To fully realize your strategy, it needs to be integrated into your HR documentation. It’s not just a matter of creating a PDF and emailing it to staff — this blueprint will affect job descriptions, performance reviews, client interaction policies, and more. 

Overcommunicate

Overcommunication is the best way to smooth this transitional period, just as it served your needs during the rapid change of the early pandemic. Invest time now to make sure every single employee understands your new rules of communication. Make sure the reasons for all the new changes are abundantly clear. It’s much easier for employees to adjust their behavior if they understand how it benefits them and the company, rather than feeling like they’re just reacting to arbitrary orders. 

Work from the Top Down

If executives, team leads, and managers have a thorough knowledge of your new strategy, they’ll be able to support those they supervise as they adopt it.

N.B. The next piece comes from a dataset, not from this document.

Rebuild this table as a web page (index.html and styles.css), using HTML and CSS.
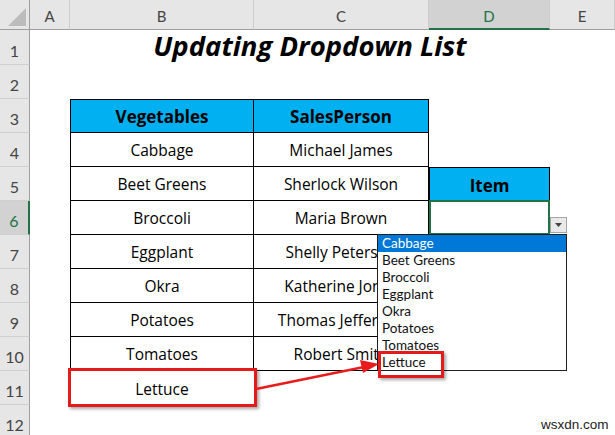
FILE: index.html
```html
<!DOCTYPE html>
<html>
<head>
<meta charset="utf-8">
<link rel="stylesheet" href="styles.css">
</head>
<body>
<div class="sheet">
  <div class="corner"><span class="tri"></span></div>
  <div class="colh">A</div>
  <div class="colh">B</div>
  <div class="colh">C</div>
  <div class="colh sel">D</div>
  <div class="colh">E</div>

  <div class="rowh">1</div>
  <div class="cell"></div>
  <div class="title">Updating Dropdown List</div>
  <div class="cell"></div>

  <div class="rowh">2</div>
  <div class="cell wide"></div>

  <div class="rowh">3</div>
  <div class="cell"></div>
  <div class="tc head first top">Vegetables</div>
  <div class="tc head top">SalesPerson</div>
  <div class="cell"></div>
  <div class="cell"></div>

  <div class="rowh">4</div>
  <div class="cell"></div>
  <div class="tc first">Cabbage</div>
  <div class="tc">Michael James</div>
  <div class="cell"></div>
  <div class="cell"></div>

  <div class="rowh">5</div>
  <div class="cell"></div>
  <div class="tc first">Beet Greens</div>
  <div class="tc">Sherlock Wilson</div>
  <div class="tc head item">Item</div>
  <div class="cell"></div>

  <div class="rowh sel">6</div>
  <div class="cell"></div>
  <div class="tc first">Broccoli</div>
  <div class="tc">Maria Brown</div>
  <div class="active"></div>
  <div class="cell"></div>

  <div class="rowh">7</div>
  <div class="cell"></div>
  <div class="tc first">Eggplant</div>
  <div class="tc">Shelly Peterson</div>
  <div class="cell"></div>
  <div class="cell"></div>

  <div class="rowh">8</div>
  <div class="cell"></div>
  <div class="tc first">Okra</div>
  <div class="tc">Katherine Jones</div>
  <div class="cell"></div>
  <div class="cell"></div>

  <div class="rowh">9</div>
  <div class="cell"></div>
  <div class="tc first">Potatoes</div>
  <div class="tc">Thomas Jefferson</div>
  <div class="cell"></div>
  <div class="cell"></div>

  <div class="rowh">10</div>
  <div class="cell"></div>
  <div class="tc first">Tomatoes</div>
  <div class="tc">Robert Smith</div>
  <div class="cell"></div>
  <div class="cell"></div>

  <div class="rowh">11</div>
  <div class="cell"></div>
  <div class="plain">Lettuce</div>
  <div class="cell"></div>
  <div class="cell"></div>
  <div class="cell"></div>

  <div class="rowh">12</div>
  <div class="cell wide"></div>
</div>

<div class="ddbtn"><svg width="7" height="4" viewBox="0 0 7 4"><path d="M0 0H7L3.5 4Z" fill="#444"/></svg></div>

<ul class="dropdown">
  <li class="hl">Cabbage</li>
  <li>Beet Greens</li>
  <li>Broccoli</li>
  <li>Eggplant</li>
  <li>Okra</li>
  <li>Potatoes</li>
  <li>Tomatoes</li>
  <li>Lettuce</li>
</ul>

<div class="redbox box-b11"></div>
<div class="redbox box-list"></div>

<svg class="arrow" width="615" height="435" viewBox="0 0 615 435">
  <line x1="256" y1="389" x2="364" y2="367" stroke="#e81c1c" stroke-width="2.5"/>
  <path d="M379 364 L360 360 L363 373 Z" fill="#e81c1c"/>
</svg>

<div class="mark">wsxdn.com</div>
</body>
</html>
```

FILE: styles.css
```css
* { box-sizing: border-box; }
html, body {
  margin: 0;
  padding: 0;
  width: 615px;
  height: 435px;
  overflow: hidden;
  background: #fff;
}
body {
  position: relative;
  font-family: "Open Sans", "Noto Sans", sans-serif;
  color: #000;
}
.sheet {
  display: grid;
  grid-template-columns: 30px 40px 184px 175px 121px 65px;
  grid-template-rows: 30px 35px 34px repeat(10, 34px);
  width: 615px;
}
.corner {
  background: #e6e6e6;
  border-right: 1px solid #9e9e9e;
  border-bottom: 1px solid #9e9e9e;
  position: relative;
}
.tri {
  position: absolute;
  right: 3px;
  bottom: 3px;
  width: 0;
  height: 0;
  border-left: 18px solid transparent;
  border-bottom: 18px solid #bcbcbc;
}
.colh {
  background: #e6e6e6;
  border-right: 1px solid #cdcdcd;
  border-bottom: 1px solid #9e9e9e;
  display: flex;
  align-items: center;
  justify-content: center;
  font-family: Lato, sans-serif;
  font-size: 15px;
  color: #444;
  padding-top: 3px;
}
.colh.sel {
  background: #d2d2d2;
  color: #217346;
  border-bottom: 2px solid #217346;
}
.rowh {
  grid-column: 1;
  background: #e6e6e6;
  border-right: 1px solid #9e9e9e;
  border-bottom: 1px solid #d0d0d0;
  display: flex;
  align-items: flex-end;
  justify-content: center;
  font-family: Lato, sans-serif;
  font-size: 16px;
  line-height: 20px;
  padding-bottom: 3px;
  color: #444;
}
.rowh.sel {
  background: #d2d2d2;
  color: #217346;
  border-right: 2px solid #217346;
}
.cell { background: #fff; }
.wide { grid-column: 2 / 7; }
.title {
  grid-column: 3 / 6;
  display: flex;
  align-items: center;
  justify-content: center;
  font-size: 27.5px;
  font-weight: 700;
  font-style: italic;
  white-space: nowrap;
  padding-bottom: 4px;
}
.tc {
  display: flex;
  align-items: center;
  justify-content: center;
  font-size: 15.5px;
  white-space: nowrap;
  border-right: 1px solid #000;
  border-bottom: 1px solid #000;
  padding-top: 1px;
}
.tc.first { border-left: 1px solid #000; }
.tc.top { border-top: 1px solid #000; }
.tc.head {
  background: #00b0f0;
  font-weight: 700;
  font-size: 17px;
}
.tc.item {
  border-left: 1px solid #000;
  border-top: 1px solid #000;
  border-bottom: none;
}
.active {
  border: 2px solid #217346;
  margin-top: -1px;
}
.plain {
  display: flex;
  align-items: center;
  justify-content: center;
  font-size: 15.5px;
  padding-top: 1px;
}
.ddbtn {
  position: absolute;
  left: 550px;
  top: 217px;
  width: 17px;
  height: 16px;
  background: #e9e9e9;
  border: 1px solid #a5a5a5;
  display: flex;
  align-items: center;
  justify-content: center;
}
.dropdown {
  position: absolute;
  left: 377px;
  top: 234px;
  width: 190px;
  height: 137px;
  margin: 0;
  padding: 0;
  list-style: none;
  background: #fff;
  border: 1px solid #1f1f1f;
  font-family: Lato, sans-serif;
  font-size: 13.5px;
  line-height: 17px;
  color: #111;
}
.dropdown li { padding-left: 4px; height: 17px; }
.dropdown li.hl {
  background: #0078d7;
  color: #fff;
}
.redbox {
  position: absolute;
  border: 3px solid #e31b1b;
  box-shadow: 2px 2px 3px rgba(0, 0, 0, 0.35);
}
.box-b11 { left: 68px; top: 368px; width: 189px; height: 39px; }
.box-list { left: 378px; top: 351px; width: 66px; height: 27px; }
.arrow {
  position: absolute;
  left: 0;
  top: 0;
  pointer-events: none;
}
.mark {
  position: absolute;
  left: 541px;
  top: 417px;
  font-family: "Liberation Sans", Arial, sans-serif;
  font-size: 13.5px;
  color: #222;
}
```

Provide everyone with the complete communications strategy, and then make sure individual employees have updated copies of documents affected by it that are relevant to their role. These could include job descriptions, or performance evaluation criteria. 

Be Patient

Give employees time to adapt to and become comfortable with these new ways to communicate. Be prepared that employees will likely struggle with implementing some areas of your plan. Treat this as valuable feedback— it could indicate areas in need of iteration. 

Assess and Optimize

Be prepared to adjust your plan on an ongoing basis, not just in response to employee needs, but also to the ongoing evolution of the new, hybrid workplace. The new World of Work is fluid and evolving. To serve your firm well into the future, your communications strategy should be, too. 

Moving Forward

Communication is central to how we work. That’s why adapting it for a radically different future is no easy task, but we can bring the connection and collaboration we love into the new World of Work.

With the Hybrid Workforce Playbook, we want businesses to embrace a future that combines the best of the old and the new. We can bring the mentorship, connection, and personal growth of in-person workplaces into this new model. It will take leadership, flexibility, and a willingness to embrace change, but the new hybrid workforce can be better than we ever imagined.